On April 4, 2016, the Treasury Department issued proposed regulations under Section 385 of the Internal Revenue Code (Proposed Regulations). These regulations prescribe rules and minimum threshold documentation to determine “whether an interest in a related corporation is treated as stock or indebtedness, or as in part stock or in part indebtedness.” Comments to the Proposed Regulations were due July 7, 2016, and the IRS conducted hearings about the comments on July 14, 2016. Final regulations are expected by the end of 2016.
As the proposed related–party debt regulations are finalized, tax leaders are debating how best to address the likely burden of new financial analysis, benchmarking and compliance documentation demands. Planning to assemble large volumes of detailed accounting data, designing efficient and timely processes to evaluate early-stage and ongoing exposure and identifying relevant skills within the tax and treasury departments should be key priorities for tax leaders.
The Proposed Regulations discuss comprise the following for taxpayers with related-party indebtedness:
- Specificity and Timing of Compliance Documentation: The Proposed Regulations mandate “timely preparation of documentation and financial analysis” to substantiate the proper characterization of related-party debt.

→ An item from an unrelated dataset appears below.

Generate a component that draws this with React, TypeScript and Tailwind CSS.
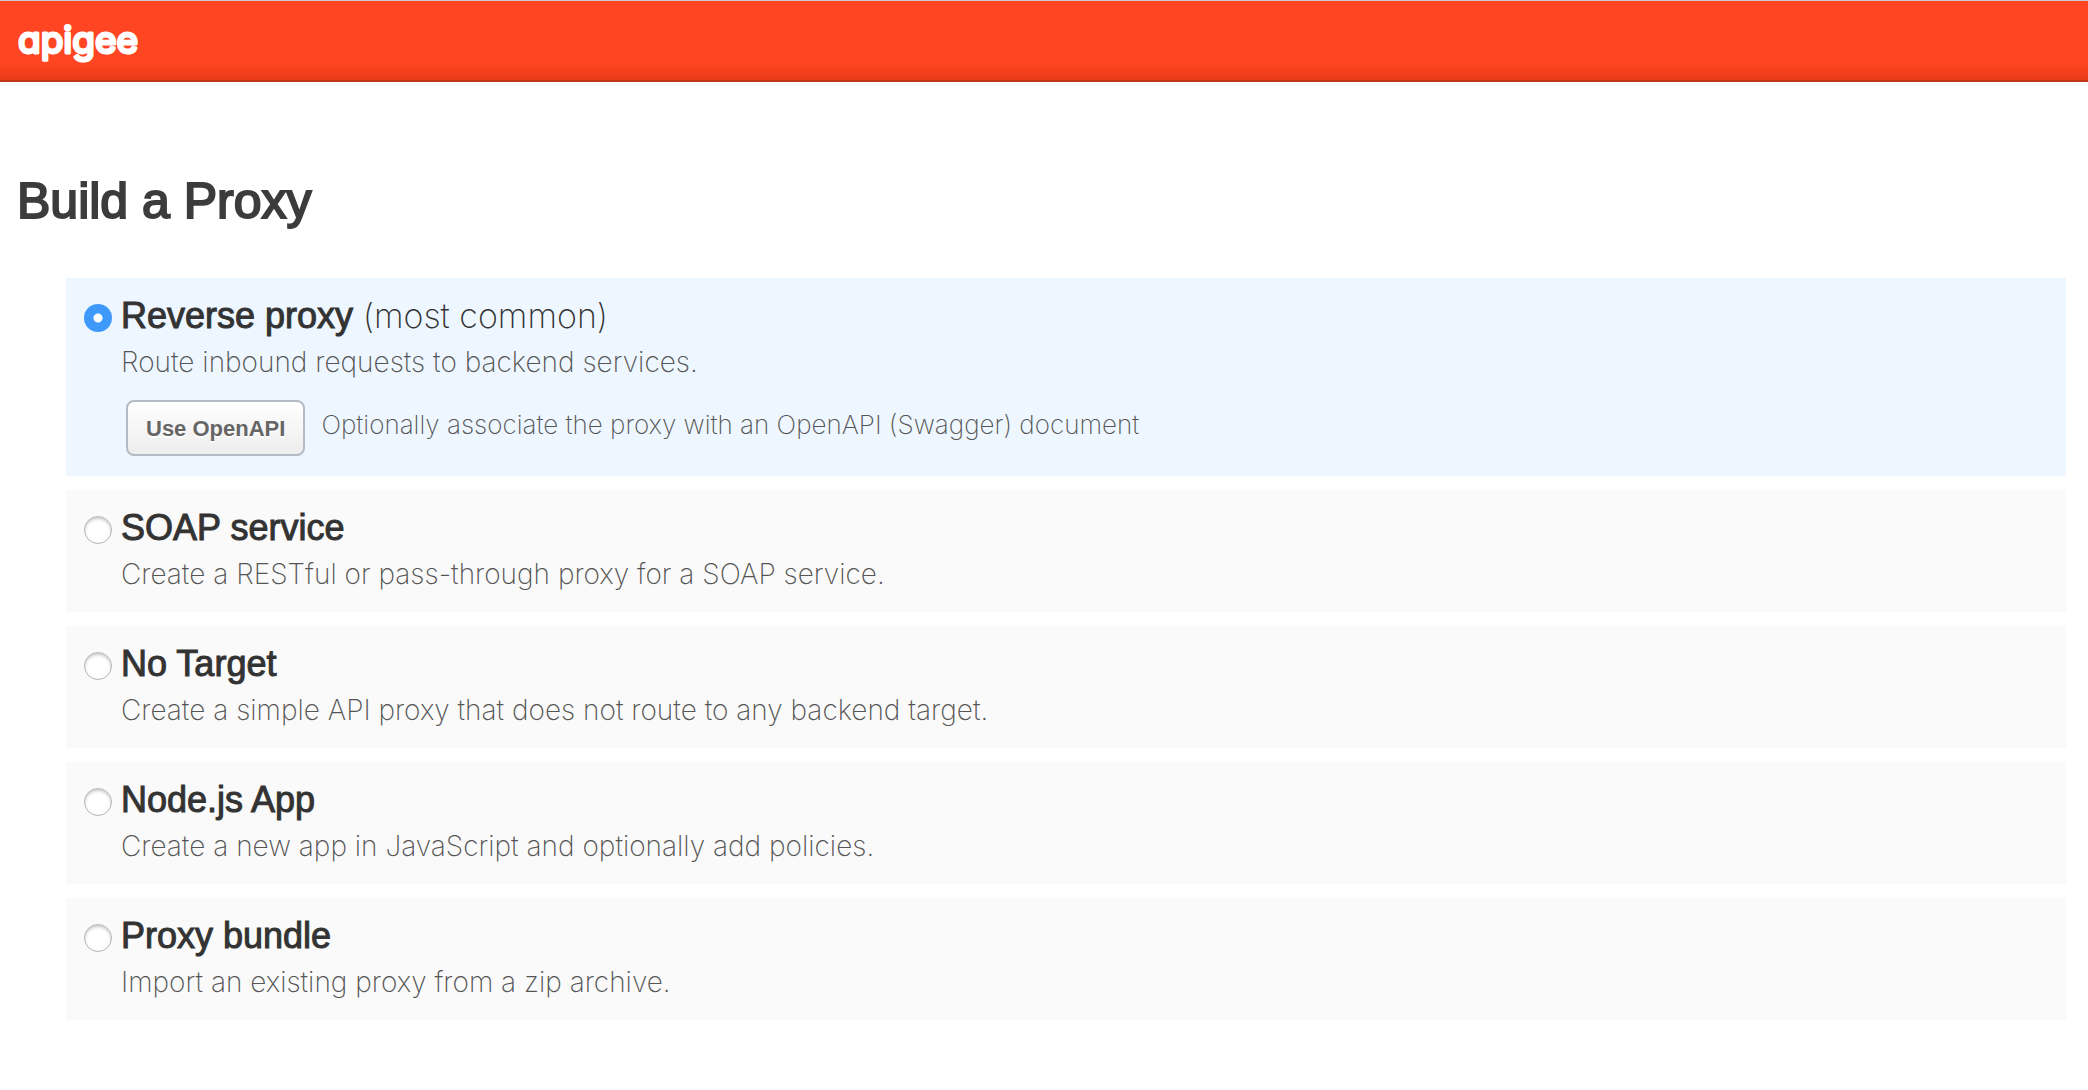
import { useState } from "react";
import type { ReactNode } from "react";

type Option = {
  id: string;
  title: string;
  note?: string;
  description: string;
  extra?: ReactNode;
};

const options: Option[] = [
  {
    id: "reverse",
    title: "Reverse proxy",
    note: "(most common)",
    description: "Route inbound requests to backend services.",
    extra: (
      <div className="mt-5 ml-[5px] flex items-start gap-4">
        <button
          type="button"
          className="h-14 shrink-0 rounded-lg border-2 border-[#b4bbc2] bg-linear-to-b from-white to-[#ededed] px-[18px] text-[22px] font-bold text-[#666] [text-shadow:0_2px_0_#fff]"
        >
          Use OpenAPI
        </button>
        <p className="font-[Inter,sans-serif] text-[26px] leading-[50px] font-extralight text-[#555]">
          Optionally associate the proxy with an OpenAPI (Swagger) document
        </p>
      </div>
    ),
  },
  {
    id: "soap",
    title: "SOAP service",
    description: "Create a RESTful or pass-through proxy for a SOAP service.",
  },
  {
    id: "none",
    title: "No Target",
    description: "Create a simple API proxy that does not route to any backend target.",
  },
  {
    id: "node",
    title: "Node.js App",
    description: "Create a new app in JavaScript and optionally add policies.",
  },
  {
    id: "bundle",
    title: "Proxy bundle",
    description: "Import an existing proxy from a zip archive.",
  },
];

function Logo() {
  return (
    <svg viewBox="0 0 130 56" className="h-14 w-[130px]" role="img" aria-label="apigee">
      <text
        x="0"
        y="36"
        fill="#fff"
        stroke="#fff"
        strokeWidth="3"
        strokeLinejoin="round"
        className="font-[Inter,sans-serif] text-[37px] font-normal [font-feature-settings:'cv11']"
      >
        apigee
      </text>
    </svg>
  );
}

function ProxyOption({
  option,
  checked,
  onSelect,
}: {
  option: Option;
  checked: boolean;
  onSelect: () => void;
}) {
  return (
    <div
      className={`flex items-start gap-[9px] pt-4 pr-5 pb-5 pl-[18px] ${checked ? "bg-[#eef7ff]" : "bg-[#fafafa]"}`}
    >
      <input
        type="radio"
        name="proxy-type"
        id={option.id}
        checked={checked}
        onChange={onSelect}
        className="mt-2.5 size-7 shrink-0 appearance-none rounded-full border border-[#b5b5b5] bg-white shadow-[inset_0_2px_3px_#ccc] checked:border-0 checked:bg-[radial-gradient(circle,#fff_4px,#3f99fa_5px)] checked:shadow-none"
      />
      <div className="min-w-0">
        <label htmlFor={option.id} className="block text-[36px] leading-[44px] text-[#333]">
          <span className="[-webkit-text-stroke:1px_#333]">{option.title}</span>
          {option.note && (
            <span className="font-[Inter,sans-serif] text-[34px] font-extralight"> {option.note}</span>
          )}
        </label>
        <p className="mt-1.5 font-[Inter,sans-serif] text-[28px] leading-9 font-extralight text-[#555]">
          {option.description}
        </p>
        {option.extra}
      </div>
    </div>
  );
}

export default function App() {
  const [selected, setSelected] = useState("reverse");
  return (
    <div className="min-h-screen bg-white font-['Liberation_Sans',Arial,sans-serif]">
      <header className="h-[82px] border-t border-b-2 border-t-[#c9c9c9] border-b-[#bd371c] bg-[linear-gradient(to_bottom,#ff4521_0,#ff4521_62px,#e83a1a_100%)] px-[18px] pt-[16px]">
        <Logo />
      </header>
      <main className="pt-[87px] pr-[22px]">
        <h1 className="pl-[17px] text-[50px] leading-[64px] text-[#3c3c3c] [-webkit-text-stroke:2px_#3c3c3c]">
          Build a Proxy
        </h1>
        <form className="mt-[45px] ml-[66px] flex flex-col gap-3.5">
          {options.map((option) => (
            <ProxyOption
              key={option.id}
              option={option}
              checked={selected === option.id}
              onSelect={() => setSelected(option.id)}
            />
          ))}
        </form>
      </main>
    </div>
  );
}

In general, the documentation must be prepared no later than 30 calendar days after debt was issued.
- Consequences for Insufficient Documentation: The Proposed Regulations provide for the automatic recharacterization of related-party indebtedness to stock if the taxpayer fails to comply with threshold documentation requirements. If the documentation is deemed insufficient, “any federal tax benefit claimed by the taxpayer with respect to the treatment of the interest as indebtedness will be disallowed.”
- Part Debt/Part Equity: The Proposed Regulations move away from an “all or nothing” approach and allow an instrument to be characterized as part debt and part equity.
- Prohibited Transactions: Certain transactions between related-party entities are now considered prohibited transactions and are characterized as stock.
What’s the Impact?
The potential impact of the Proposed Regulations are significant, including new procedures to assemble disparate data resources, burdensome compliance costs, potential need for new skills, increased IRS audit costs, and serious consequences for failing to adhere to the rigorous documentation requirements.
- Evaluating early-stage and ongoing exposure will require assembling and assessing large volumes of accounting data. It is important to design efficient processes to collect relevant accounting data and conduct exposure analysis on a timely basis. If the process is not properly architected, the acquisition, assembly and financial analysis can be time consuming, lead to unreliable conclusions or result in delayed identification of risks.
- The Proposed Regulations also call for substantial compliance reporting, including: debt capacity and industry capital structure analyses, cash flow analysis supporting the taxpayer’s debt servicing capacity, credit ratings determination and interest rate benchmarking, and payment performance analysis.
- In order to adhere to the compliance reporting requirements, taxpayers will need to identify a narrow group of resources with relevant skills to efficiently evaluate new exposures and perform financial analysis. The new analyses may require a combination of tax department and treasury department skills.
- Poor documentation can lead to complicated, and potentially costly, IRS exam discussions. In addition, failure to provide adequate analysis and timely documentation can result in a complete recharacterization of the intended debt to stock, eliminating any benefit from interest deductions.